On 1/19/2017 7:22 PM, Stefan Beller wrote:
Between the init and the update step you can modify the URLs.
These commands are just a repetition from the first email, but the
git commands can be viewed as moving from one state to another
for submodules; submodules itself can be seen as a state machine
according to that proposed documentation. Maybe such a state machine
makes it easier to understand for some people.
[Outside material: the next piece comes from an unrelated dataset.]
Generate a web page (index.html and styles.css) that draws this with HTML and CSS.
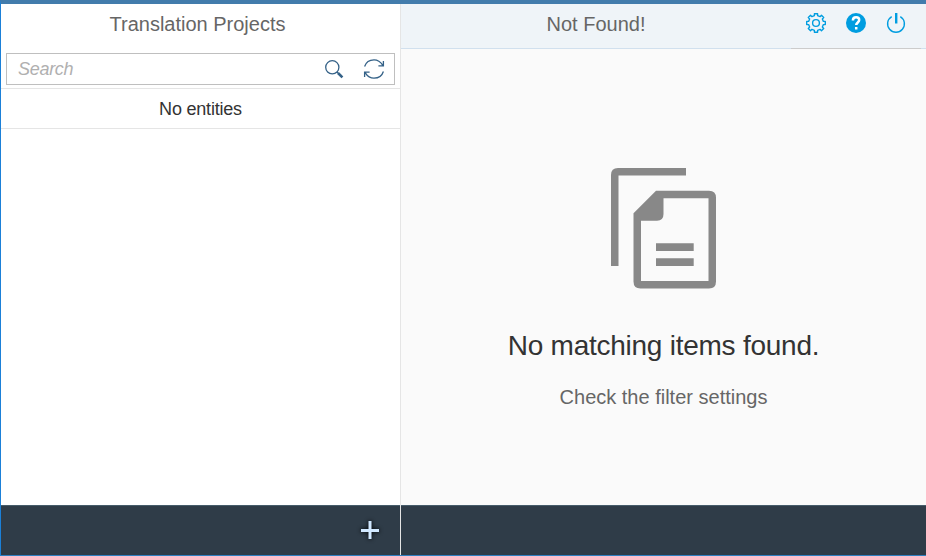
FILE: index.html
```
<!DOCTYPE html>
<html lang="en">
<head>
<meta charset="utf-8">
<title>Translation Projects</title>
<link rel="stylesheet" href="styles.css">
</head>
<body>
<div class="app">
  <section class="master">
    <header class="bar"><h1 class="title">Translation Projects</h1></header>
    <div class="search-row">
      <div class="search">
        <span class="placeholder">Search</span>
        <svg class="icon" viewBox="0 0 20 20"><circle cx="8.300" cy="8.300" r="6.600"/><path d="M13 13l1.400 1.400"/><path class="handle" d="M14 14l4.400 4.400"/></svg>
        <svg class="icon" viewBox="0 0 20 20"><path d="M.6 7.500C2 3.200 5.600.8 10 .8c4 0 6.600 2 8.700 5.400M19.400 2v4.900h-5M19.400 12.500C18 16.800 14.400 19.200 10 19.200c-4 0-6.600-2-8.700-5.400M.6 18v-4.900h5"/></svg>
      </div>
    </div>
    <div class="empty-row">No entities</div>
    <div class="body"></div>
    <footer class="footer">
      <svg class="add" viewBox="0 0 18 18"><path d="M9 0v18M0 9.500h18"/></svg>
    </footer>
  </section>
  <section class="detail">
    <header class="bar detail-bar">
      <h1 class="title">Not Found!</h1>
      <div class="actions">
        <svg class="icon" viewBox="-10 -10 20 20"><path stroke-linejoin="round" d="M-1.600-7.400V-9.300H1.600V-7.400L4.100-6.360 5.450-7.710 7.710-5.450 6.360-4.100 7.400-1.600H9.300V1.600H7.400L6.360 4.100 7.710 5.450 5.450 7.710 4.100 6.360 1.600 7.400V9.300H-1.600V7.400L-4.100 6.360-5.450 7.710-7.710 5.450-6.360 4.100-7.400 1.600H-9.300V-1.600H-7.400L-6.360-4.100-7.710-5.450-5.450-7.710-4.100-6.360Z"/><circle r="3.400"/></svg>
        <svg class="icon" viewBox="-10 -10 20 20"><circle class="disc" r="10"/><path class="mark" d="M-3.100-2.600C-3.100-4.700-1.800-5.700.1-5.700S3.200-4.600 3.200-2.900C3.200-.6.200-.5.200 2.100"/><path class="mark" d="M.2 4v2.500"/></svg>
        <svg class="icon" viewBox="-10 -10 20 20"><path d="M-4.300-6.400A8.400 8.400 0 1 0 4.300-6.400"/><path class="bold" d="M.2-10V.5"/></svg>
      </div>
    </header>
    <main class="message">
      <svg class="documents" viewBox="0 0 105 121">
        <path d="M0 98V7Q0 0 7 0H75V7.500H7.500V98Z"/>
        <path fill-rule="evenodd" d="M45 22.700H98Q105 22.700 105 29.700V113.500Q105 120.500 98 120.500H29.500Q22.500 120.500 22.500 113.500V45.200ZM52.500 30.200V46Q52.500 52.700 46 52.700H30V113H97.500V30.200Z"/>
        <path d="M45 75.200H82.700V83H45ZM45 90.200H82.700V98H45Z"/>
      </svg>
      <h2 class="message-title">No matching items found.</h2>
      <p class="message-hint">Check the filter settings</p>
    </main>
    <footer class="footer"></footer>
  </section>
</div>
</body>
</html>
```
FILE: styles.css
```
* { box-sizing: border-box; }
body { margin: 0; font-family: "Liberation Sans", Arial, sans-serif; }
h1, h2, p { margin: 0; font-weight: 400; }
.app {
  display: flex;
  height: 556px;
  overflow: hidden;
  border-top: 4px solid #427cac;
  border-left: 1px solid #1b80d8;
  border-bottom: 1px solid #2f7fc1;
}
.master {
  width: 400px;
  display: flex;
  flex-direction: column;
  background: #fff;
  border-right: 1px solid #e5e5e5;
}
.detail {
  flex: 1;
  min-width: 0;
  display: flex;
  flex-direction: column;
  background: #fafafa;
}
.bar { height: 45px; flex: none; padding: 8px 6px 0 0; text-align: center; }
.title { font-size: 20px; line-height: 24px; color: #666; }
.detail-bar {
  display: flex;
  padding: 0 5px 0 0;
  background: #eff4f8;
  border-bottom: 1px solid #d1e0ee;
}
.detail-bar .title { flex: 1; padding: 8px 0 0; }
.actions {
  display: flex;
  gap: 20px;
  width: 130px;
  height: 45px;
  padding: 9px 0 0 15px;
  border-bottom: 1px solid #ccc;
}
.icon {
  flex: none;
  width: 20px;
  height: 20px;
  overflow: visible;
  fill: none;
  stroke: #009de0;
  stroke-width: 1.4;
}
.icon .bold { stroke-width: 2.4; }
.icon .disc { fill: #009de0; stroke: none; }
.icon .mark { stroke: #fff; stroke-width: 2.5; }
.search-row { height: 40px; padding: 4px 5px 0; border-bottom: 1px solid #e5e5e5; }
.search {
  display: flex;
  align-items: center;
  gap: 20px;
  height: 32px;
  padding: 0 10px 0 11px;
  border: 1px solid #bfbfbf;
}
.search .icon { stroke: #346187; stroke-width: 1.3; }
.search .handle { stroke-width: 2.6; }
.placeholder { flex: 1; font-size: 18px; font-style: italic; letter-spacing: -0.3px; color: #b0b0b0; }
.empty-row {
  height: 40px;
  line-height: 41px;
  text-align: center;
  font-size: 18px;
  letter-spacing: -0.2px;
  color: #333;
  border-bottom: 1px solid #e5e5e5;
}
.body { flex: 1; }
.footer {
  display: flex;
  justify-content: flex-end;
  align-items: center;
  height: 50px;
  flex: none;
  padding: 0 21px 1px 0;
  background: #2f3c48;
  border-top: 1px solid #465c6a;
}
.add {
  width: 18px;
  height: 18px;
  overflow: visible;
  fill: none;
  stroke: #d1e8ff;
  stroke-width: 3;
  filter: drop-shadow(0 0 2px #000);
}
.message {
  flex: 1;
  display: flex;
  flex-direction: column;
  align-items: center;
  padding-top: 119px;
}
.documents { width: 105px; height: 121px; fill: #888; }
.message-title {
  margin-top: 40px;
  font-size: 28px;
  line-height: 34px;
  letter-spacing: -0.25px;
  color: #333;
}
.message-hint { margin-top: 22px; font-size: 20px; line-height: 24px; color: #666; }
```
"Between the init and the update step you can modify the URLs." Yes I can
and have to... wish it was not this way.
So how would yo u rather want to do it?
look at the .gitmodules file beforehand and then run a "submodule update" ?
Or a thing like
git -c url.https://internal.insteadOf git://github.com/ \
-c submodule.record-rewritten-urls submodule update
(no need for init there as theoretically there is not
need for such an intermediate step)
"Yes please and thank you" ... both.
My thought was to simply allow addition to .gitmodules. If I understand
correctly you are proposing, to override these at the command line and
possibly rewrite them on submodule update, but maybe not save or add to
.gitmodules. I would then propose both.
1) allow user to add to .gitmodules for those who do not care that
"outsiders" know the internal dev server
and
2) allow to rewrite while not saving to .gitmodules on fresh clone and
submodule update for thoes that do not want ousiders to known internal
dev server.
and possibly:
3) allow at command line to add remote to .gitmodules on submodule
commands (note add optoin in -c <name> = <value> pair)
.gitmodules before:
[submodule "subprojects/wrangler"]
path = subprojects/wrangler
url = git://github.com/
Then your adapted command:
git -c url.https://internal.insteadOf git://github.com/ \
-c submodule.record-rewritten-urls=add,internal --add submodule update
would produce
[submodule "subprojects/projname"]
path = subprojects/projname
remote.origin.url = git://github.com/
remote.internal.url =https://internal.insteadOf
Or similar support.
[remote "origin"]
url = https://github.com/..
[remote "inhouse"]
url = https://inhouse.corp/..
But where do we clone it from?
(Or do we just do a "git init" on that submodule and fetch
from both remotes? in which order?)
origin by default and inhouse if specified. There is already a implied
default (origin). The idea was not to do both but rather what is specified.
Origin and inhouse are just names for remotes. If one wanted a
"--all-remotes" could pull from everywhere in the Ether if feature was to be
implemented.
How is origin implied to be the default?
Should there be an order (e.g. if you cannot find it at inhouse get it
from github,
if they are down, get it from kernel.org)
As it is in the Highlander series... "there can be only one" (remote).
So that is what I mean by origin. The only remote allowed is the
"origin" unless changed by the user... but there can still only be one
*currently*. Though I see your point as it is not labeled "origin". It
is not labeled at all. Apologies for confusion there.